In April 2002, Secretary of Defense Donald Rumsfeld gave a speech in Afghanistan declaring, “The war is over.”

In March 2008, presidential candidate Obama made promises about “finishing the fight against al-Qaeda and the Taliban” in Afghanistan.

In August 2012, Donald Trump published a tweet which called troop deployment in Afghanistan a “complete waste” and stated it was “time to come home!”

In March 2013, Mr. Trump tweeted that “We should leave Afghanistan immediately.”

In 2012 and 2013, President Obama promised our involvement in Afghanistan would be over in 2014.

In December of 2017, Vice President Mike Pence insisted that “victory in Afghanistan is closer than ever before.”

Last month President Trump promised to reduce the number of American troops in Afghanistan, but he also asserted an intention to keep nearly 10,000 service members deployed there. Last week the president indicated an intention to remain in Afghanistan indefinitely after peace talks with the Taliban broke down.

Thus far the deployment in Afghanistan has cost us more than $1 trillion and 2,300-plus American lives. More than 20,000 soldiers have been physically wounded while deployed in Afghanistan. Soldiers deployed to Afghanistan have a statistically higher rate of mental illness after they return home than every other overseas deployment in the U.S. miltary in the last 20 years. Children of soldiers deployed to Afghanistan report increased levels of stress and anxiety.

So, at least every 6,500 days or so, we should probably ask ourselves why we continue to expend our money, health, well-being, and our very lives in this conflict? We invaded Afghanistan after the attacks of Sept. 11, 2001. The leading Taliban government in Afghanistan knowingly and intentionally sheltered terrorist members of al Qaeda. Within a few years of our military invasion into Afghanistan, we decimated the leadership of al Qaeda and severely degraded the leadership within the Taliban. Osama bin Laden has been dead for years.

The significant majority of this war has been spent as an open-ended nation-building effort with few clear objectives and no clear path toward victory. There were reasons given for the invasion, but our objectives, such that they were, have long since been met.

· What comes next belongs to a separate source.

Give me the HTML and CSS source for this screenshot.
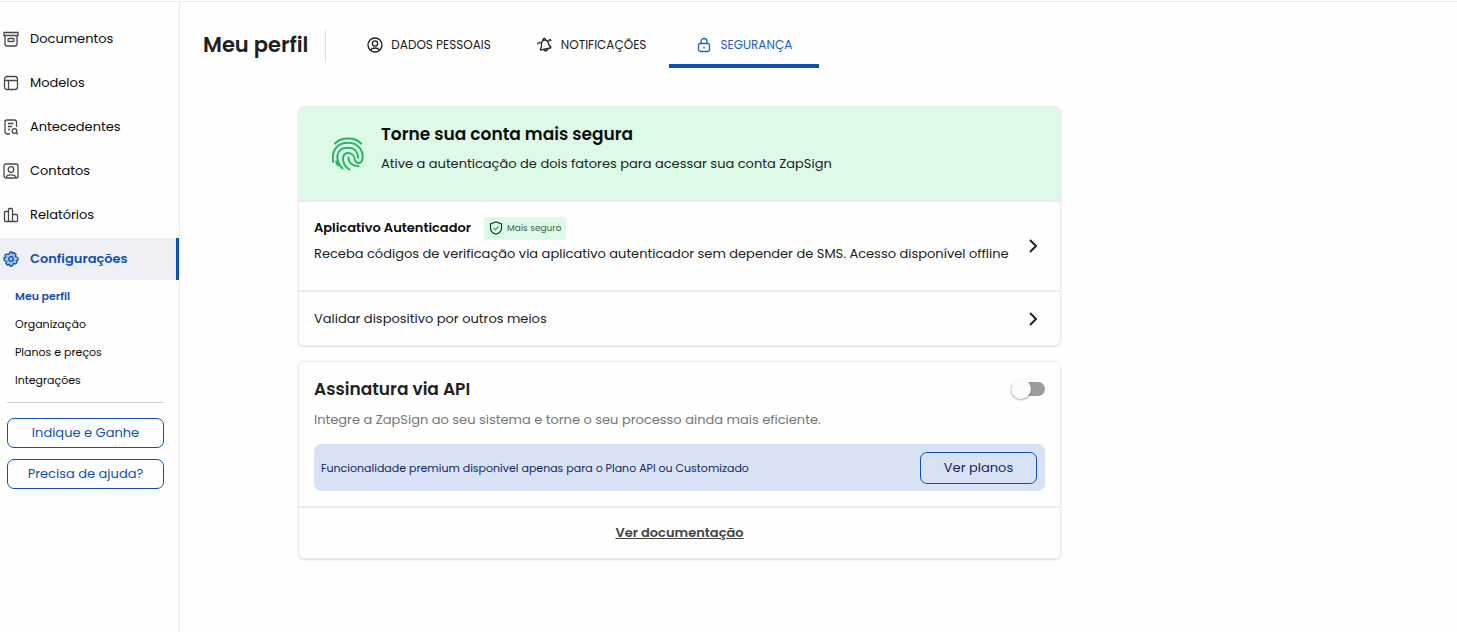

Maybe U.S. troops will remain in Afghanistan for another 6,500 days. Perhaps this is a forever war. After all, U.S. troops have been in Korea for 68 years and Germany for 73 years. To me, this is a very disheartening thought. Polling indicates that 57 percent of Americans and 69 percent of American veterans favor withdrawal from Afghanistan.

Presumably, there are reasons for our troops to remain. Possibly, some of them may even be sound. Maybe it is also time to end America’s longest war.

John Judkins is a Greenfield attorney.